The story is framed around Eric Rohmer’s film turf, the beautiful Gallic western seacoast. Lifshitz shows in detail the everyday life of the family, and the pangs of Mathieu’s first love experience on himself and on the other family members. There are also the pressures he faces from the aggressive Cédric who wants him to be proud of their relationship and to tell his family about it, while Mathieu is affected with insecurities and is unsure of what to do.

In one brilliant mise en scéne Cédric and Mathieu are standing in the shallow water and the family is on the beach intently watching them, while the young lovers argue about whether Mathieu should be open about the relationship. We hear some of their conversation but not all, as the scene leaves us with a powerful image of what Mathieu is conflicted about.

The film spends a lot of time relating to how the family reacts to Mathieu’s affair. His sister is upset that she’s being neglected; Mathieu remains self-absorbed in his volatile relationship and can’t see anyone but himself; Annick is concerned that the family can’t sit down to dinner together; while, his mother is the only one in the house who excuses her husband for neglecting the family for his work and excuses herself for being depressed by saying it’s not permanent.

At the early time in the relationship Mathieu is interested in pursuing a university degree and becoming an architect. Cédric has already given up on fitting in to society. He has dropped-out of school, tried unsuccessfully being a male hustler, has worked for the last three years at a waffle stand on the beach, and plans in the fall to enroll in a computer course. Cédric has no curiosity about learning, but gets off on using his sexual energy to the fullest.

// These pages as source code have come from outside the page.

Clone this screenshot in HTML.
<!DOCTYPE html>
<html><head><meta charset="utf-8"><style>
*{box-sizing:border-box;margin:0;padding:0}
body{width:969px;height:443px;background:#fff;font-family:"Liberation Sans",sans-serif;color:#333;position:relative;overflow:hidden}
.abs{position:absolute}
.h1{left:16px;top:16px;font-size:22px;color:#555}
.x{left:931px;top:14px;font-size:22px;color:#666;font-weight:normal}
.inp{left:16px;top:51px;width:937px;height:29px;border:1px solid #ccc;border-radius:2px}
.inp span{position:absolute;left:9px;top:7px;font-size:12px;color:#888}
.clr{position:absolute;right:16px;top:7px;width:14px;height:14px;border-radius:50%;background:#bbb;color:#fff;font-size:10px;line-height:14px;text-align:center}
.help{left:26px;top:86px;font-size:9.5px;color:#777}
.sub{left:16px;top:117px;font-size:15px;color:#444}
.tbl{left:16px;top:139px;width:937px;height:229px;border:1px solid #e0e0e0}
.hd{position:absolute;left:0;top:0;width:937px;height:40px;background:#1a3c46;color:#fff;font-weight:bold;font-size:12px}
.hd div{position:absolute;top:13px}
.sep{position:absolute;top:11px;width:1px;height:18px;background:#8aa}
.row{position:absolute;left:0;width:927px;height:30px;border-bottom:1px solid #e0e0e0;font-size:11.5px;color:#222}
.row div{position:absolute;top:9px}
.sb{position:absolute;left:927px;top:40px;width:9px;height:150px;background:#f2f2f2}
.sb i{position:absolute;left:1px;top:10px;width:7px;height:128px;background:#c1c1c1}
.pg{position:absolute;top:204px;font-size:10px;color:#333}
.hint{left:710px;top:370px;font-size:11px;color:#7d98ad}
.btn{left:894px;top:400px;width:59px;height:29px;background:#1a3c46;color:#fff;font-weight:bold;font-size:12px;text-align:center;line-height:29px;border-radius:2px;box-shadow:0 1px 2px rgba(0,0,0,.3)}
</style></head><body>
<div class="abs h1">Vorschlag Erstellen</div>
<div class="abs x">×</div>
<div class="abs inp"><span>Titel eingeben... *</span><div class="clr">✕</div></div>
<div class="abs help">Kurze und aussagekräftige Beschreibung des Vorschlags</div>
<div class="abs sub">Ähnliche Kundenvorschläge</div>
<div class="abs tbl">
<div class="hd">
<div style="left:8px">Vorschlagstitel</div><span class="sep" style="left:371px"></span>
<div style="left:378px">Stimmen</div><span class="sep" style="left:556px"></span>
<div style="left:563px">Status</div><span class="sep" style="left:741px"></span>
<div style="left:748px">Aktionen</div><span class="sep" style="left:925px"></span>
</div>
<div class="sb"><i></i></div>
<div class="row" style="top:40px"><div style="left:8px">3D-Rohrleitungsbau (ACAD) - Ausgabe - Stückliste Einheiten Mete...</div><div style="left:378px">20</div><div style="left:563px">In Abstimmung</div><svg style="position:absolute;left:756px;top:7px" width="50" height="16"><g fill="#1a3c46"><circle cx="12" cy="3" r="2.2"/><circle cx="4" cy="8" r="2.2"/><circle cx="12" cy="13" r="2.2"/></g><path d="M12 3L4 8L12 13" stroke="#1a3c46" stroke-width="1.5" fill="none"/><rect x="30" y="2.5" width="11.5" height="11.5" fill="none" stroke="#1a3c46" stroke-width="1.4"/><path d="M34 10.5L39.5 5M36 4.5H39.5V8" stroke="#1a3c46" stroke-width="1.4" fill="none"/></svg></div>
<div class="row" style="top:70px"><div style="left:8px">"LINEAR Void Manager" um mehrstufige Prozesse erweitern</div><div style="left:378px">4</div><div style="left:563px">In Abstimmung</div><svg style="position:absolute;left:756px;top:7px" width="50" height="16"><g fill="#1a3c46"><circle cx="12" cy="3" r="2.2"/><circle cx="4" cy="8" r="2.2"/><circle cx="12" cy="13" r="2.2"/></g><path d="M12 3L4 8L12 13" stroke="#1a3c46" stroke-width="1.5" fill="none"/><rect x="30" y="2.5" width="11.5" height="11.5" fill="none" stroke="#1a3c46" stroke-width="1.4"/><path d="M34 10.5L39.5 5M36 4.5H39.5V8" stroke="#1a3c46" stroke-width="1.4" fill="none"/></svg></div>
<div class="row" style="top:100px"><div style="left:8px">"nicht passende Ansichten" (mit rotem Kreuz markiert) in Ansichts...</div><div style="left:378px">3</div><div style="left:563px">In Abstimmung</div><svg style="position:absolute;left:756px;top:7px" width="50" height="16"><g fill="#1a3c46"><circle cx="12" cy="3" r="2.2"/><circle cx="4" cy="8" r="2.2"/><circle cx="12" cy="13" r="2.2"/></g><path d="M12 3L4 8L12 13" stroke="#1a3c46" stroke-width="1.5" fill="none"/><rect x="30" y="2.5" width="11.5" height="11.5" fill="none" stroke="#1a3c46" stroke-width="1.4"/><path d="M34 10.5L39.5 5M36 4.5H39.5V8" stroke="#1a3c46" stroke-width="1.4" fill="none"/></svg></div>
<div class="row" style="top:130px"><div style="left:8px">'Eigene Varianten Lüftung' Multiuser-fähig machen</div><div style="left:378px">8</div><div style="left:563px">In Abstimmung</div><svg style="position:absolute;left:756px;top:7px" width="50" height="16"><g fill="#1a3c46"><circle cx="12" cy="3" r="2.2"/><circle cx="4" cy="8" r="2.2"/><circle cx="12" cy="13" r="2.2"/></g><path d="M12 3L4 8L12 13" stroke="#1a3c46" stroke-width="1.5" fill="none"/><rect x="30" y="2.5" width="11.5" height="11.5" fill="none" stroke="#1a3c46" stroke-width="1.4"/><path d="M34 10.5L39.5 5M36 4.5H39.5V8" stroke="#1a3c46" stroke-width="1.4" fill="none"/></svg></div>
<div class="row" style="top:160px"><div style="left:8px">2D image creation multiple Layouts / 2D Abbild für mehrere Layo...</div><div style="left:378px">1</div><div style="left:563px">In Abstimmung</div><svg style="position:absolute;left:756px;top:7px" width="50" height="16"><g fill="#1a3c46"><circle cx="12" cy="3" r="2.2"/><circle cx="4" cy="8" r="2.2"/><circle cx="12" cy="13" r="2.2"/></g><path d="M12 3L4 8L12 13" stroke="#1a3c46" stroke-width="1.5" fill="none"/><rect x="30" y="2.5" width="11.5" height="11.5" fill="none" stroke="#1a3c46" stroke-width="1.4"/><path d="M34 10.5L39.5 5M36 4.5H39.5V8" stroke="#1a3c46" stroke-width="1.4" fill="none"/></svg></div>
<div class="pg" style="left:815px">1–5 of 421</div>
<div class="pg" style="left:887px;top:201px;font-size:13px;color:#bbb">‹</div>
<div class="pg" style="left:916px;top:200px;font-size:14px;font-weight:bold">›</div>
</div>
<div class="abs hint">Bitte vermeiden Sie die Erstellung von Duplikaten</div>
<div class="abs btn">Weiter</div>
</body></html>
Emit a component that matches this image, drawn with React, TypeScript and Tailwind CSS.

The film’s most trying moments are saved near the conclusion, when we see Mathieu alone in his family’s resort town and he’s trying to decide what to do with his life. He has accidently made contact with Pierre (Ohlund), a former boyfriend of Cédric’s, as the two walk together along the beach and Mathieu gently questions him about his relationship with Cédric. Mathieu’s emotional trauma over the suicide is apparently over, but we never learn why it happened. It’s left up in the air as to whether it was because of a lover’s spat, anxiety because of his homosexuality, or maybe because he has a family history of depression. This engaging, superbly acted film — where the two male leads are not just pretty faces, but they act in a very realistic way so that it seems they are not acting — ends on a note of caution as Mathieu ponders what has happened to him and is stuck deciding what his path will be. He sees how the unambitious gay local boys who dropped-out of school have settled for less interesting jobs, and seem to have settled for less than what he wants in life. This plays on his troubled mind as he sits on a sand dune deep in thought about continuing his relationship with Cédric, while the uninhibited Pierre plays freely with a dog on the wintry beach.

The film resonates with a truth of character story, and should be of interest to people of all sexual orientations. The innocent Mathieu is a universal-type, searching for answers about life that he still doesn’t know if he ever will find while he is suffering mostly from growing pains. Sébastien Lifshitz has created an original film from a conventional but credible coming-of-age story about lovers from opposite backgrounds. It is heartfelt, and is full of intense feelings and insights into love.